====== MATERIAL PROVIDED ======
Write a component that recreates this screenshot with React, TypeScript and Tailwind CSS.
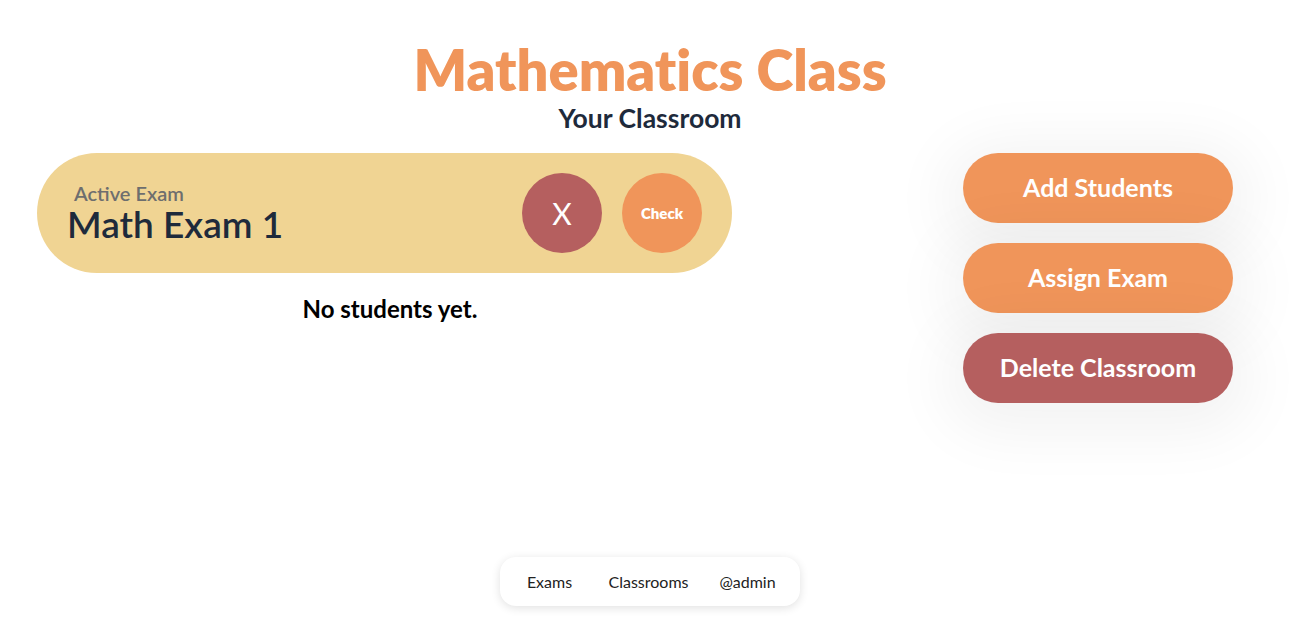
import React from "react";

export default function App() {
  return (
    <div className="w-[1300px] h-[636px] bg-white relative overflow-hidden" style={{ fontFamily: "Lato, 'Noto Sans', sans-serif" }}>
      <div className="flex flex-col items-center pt-[38px]">
        <h1 className="text-[56px] leading-[64px] font-extrabold text-[#F0955A] [font-variant-ligatures:none]">Mathematics Class</h1>
        <h2 className="text-[26.5px] leading-[30px] font-bold text-[#1e2a3b] mt-[1px]">Your Classroom</h2>
      </div>
      <div className="flex mt-[20px]">
        <div className="w-[770px] pl-[37px] flex flex-col">
          <div className="w-[695px] h-[120px] rounded-full bg-[#F0D493] flex items-center pl-[30px] pr-[30px]">
            <div className="flex flex-col flex-1 -mt-[1px]">
              <span className="text-[20px] leading-[22px] font-semibold text-[#6e6e6e] pl-[7px]">Active Exam</span>
              <span className="text-[37px] leading-[40px] font-semibold text-[#1e2a3b]">Math Exam 1</span>
            </div>
            <div className="flex gap-[20px]">
              <button className="w-[80px] h-[80px] rounded-full bg-[#B55F5F] text-white text-[30px] flex items-center justify-center">X</button>
              <button className="w-[80px] h-[80px] rounded-full bg-[#F0955A] text-white text-[15px] font-extrabold flex items-center justify-center">Check</button>
            </div>
          </div>
          <p className="text-[24px] leading-[30px] font-bold text-black text-center w-[706px] mt-[21px]">No students yet.</p>
        </div>
        <div className="flex-1 flex justify-center pl-[126px]">
          <div className="flex flex-col gap-[20px]">
            <button className="w-[270px] h-[70px] rounded-full bg-[#F0955A] text-white text-[25px] font-bold shadow-[0_10px_60px_20px_rgba(0,0,0,0.05)]">Add Students</button>
            <button className="w-[270px] h-[70px] rounded-full bg-[#F0955A] text-white text-[25px] font-bold shadow-[0_10px_60px_20px_rgba(0,0,0,0.05)]">Assign Exam</button>
            <button className="w-[270px] h-[70px] rounded-full bg-[#B55F5F] text-white text-[25px] font-bold shadow-[0_10px_60px_20px_rgba(0,0,0,0.05)]">Delete Classroom</button>
          </div>
        </div>
      </div>
      <div className="absolute left-[500px] top-[557px] w-[300px] h-[49px] rounded-2xl bg-white shadow-[0_2px_10px_rgba(0,0,0,0.12)] flex items-center justify-center pr-[3px] text-[16px] text-[#222]">
        <span className="w-[99px] text-center">Exams</span>
        <span className="w-[99px] text-center">Classrooms</span>
        <span className="w-[99px] text-center">@admin</span>
      </div>
    </div>
  );
}
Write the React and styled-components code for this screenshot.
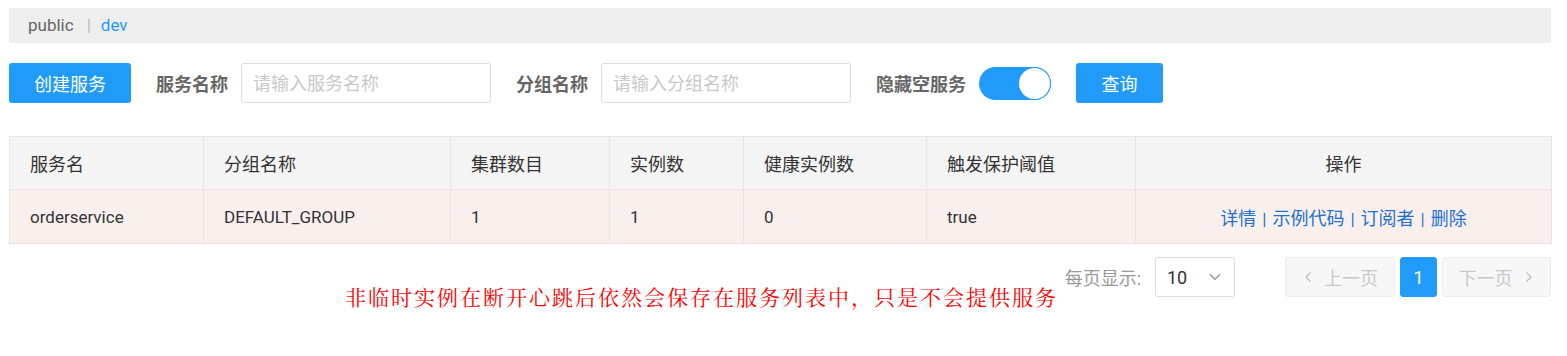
======
Exactly reproduce each record, leaving out any pictures.

Write a component that recreates this screenshot with React, TypeScript and Tailwind CSS.
import React from "react";

export default function App() {
  return (
    <div className="w-[1300px] h-[636px] bg-white relative overflow-hidden" style={{ fontFamily: "Lato, 'Noto Sans', sans-serif" }}>
      <div className="flex flex-col items-center pt-[38px]">
        <h1 className="text-[56px] leading-[64px] font-extrabold text-[#F0955A] [font-variant-ligatures:none]">Mathematics Class</h1>
        <h2 className="text-[26.5px] leading-[30px] font-bold text-[#1e2a3b] mt-[1px]">Your Classroom</h2>
      </div>
      <div className="flex mt-[20px]">
        <div className="w-[770px] pl-[37px] flex flex-col">
          <div className="w-[695px] h-[120px] rounded-full bg-[#F0D493] flex items-center pl-[30px] pr-[30px]">
            <div className="flex flex-col flex-1 -mt-[1px]">
              <span className="text-[20px] leading-[22px] font-semibold text-[#6e6e6e] pl-[7px]">Active Exam</span>
              <span className="text-[37px] leading-[40px] font-semibold text-[#1e2a3b]">Math Exam 1</span>
            </div>
            <div className="flex gap-[20px]">
              <button className="w-[80px] h-[80px] rounded-full bg-[#B55F5F] text-white text-[30px] flex items-center justify-center">X</button>
              <button className="w-[80px] h-[80px] rounded-full bg-[#F0955A] text-white text-[15px] font-extrabold flex items-center justify-center">Check</button>
            </div>
          </div>
          <p className="text-[24px] leading-[30px] font-bold text-black text-center w-[706px] mt-[21px]">No students yet.</p>
        </div>
        <div className="flex-1 flex justify-center pl-[126px]">
          <div className="flex flex-col gap-[20px]">
            <button className="w-[270px] h-[70px] rounded-full bg-[#F0955A] text-white text-[25px] font-bold shadow-[0_10px_60px_20px_rgba(0,0,0,0.05)]">Add Students</button>
            <button className="w-[270px] h-[70px] rounded-full bg-[#F0955A] text-white text-[25px] font-bold shadow-[0_10px_60px_20px_rgba(0,0,0,0.05)]">Assign Exam</button>
            <button className="w-[270px] h-[70px] rounded-full bg-[#B55F5F] text-white text-[25px] font-bold shadow-[0_10px_60px_20px_rgba(0,0,0,0.05)]">Delete Classroom</button>
          </div>
        </div>
      </div>
      <div className="absolute left-[500px] top-[557px] w-[300px] h-[49px] rounded-2xl bg-white shadow-[0_2px_10px_rgba(0,0,0,0.12)] flex items-center justify-center pr-[3px] text-[16px] text-[#222]">
        <span className="w-[99px] text-center">Exams</span>
        <span className="w-[99px] text-center">Classrooms</span>
        <span className="w-[99px] text-center">@admin</span>
      </div>
    </div>
  );
}
Write the React and styled-components code for this screenshot.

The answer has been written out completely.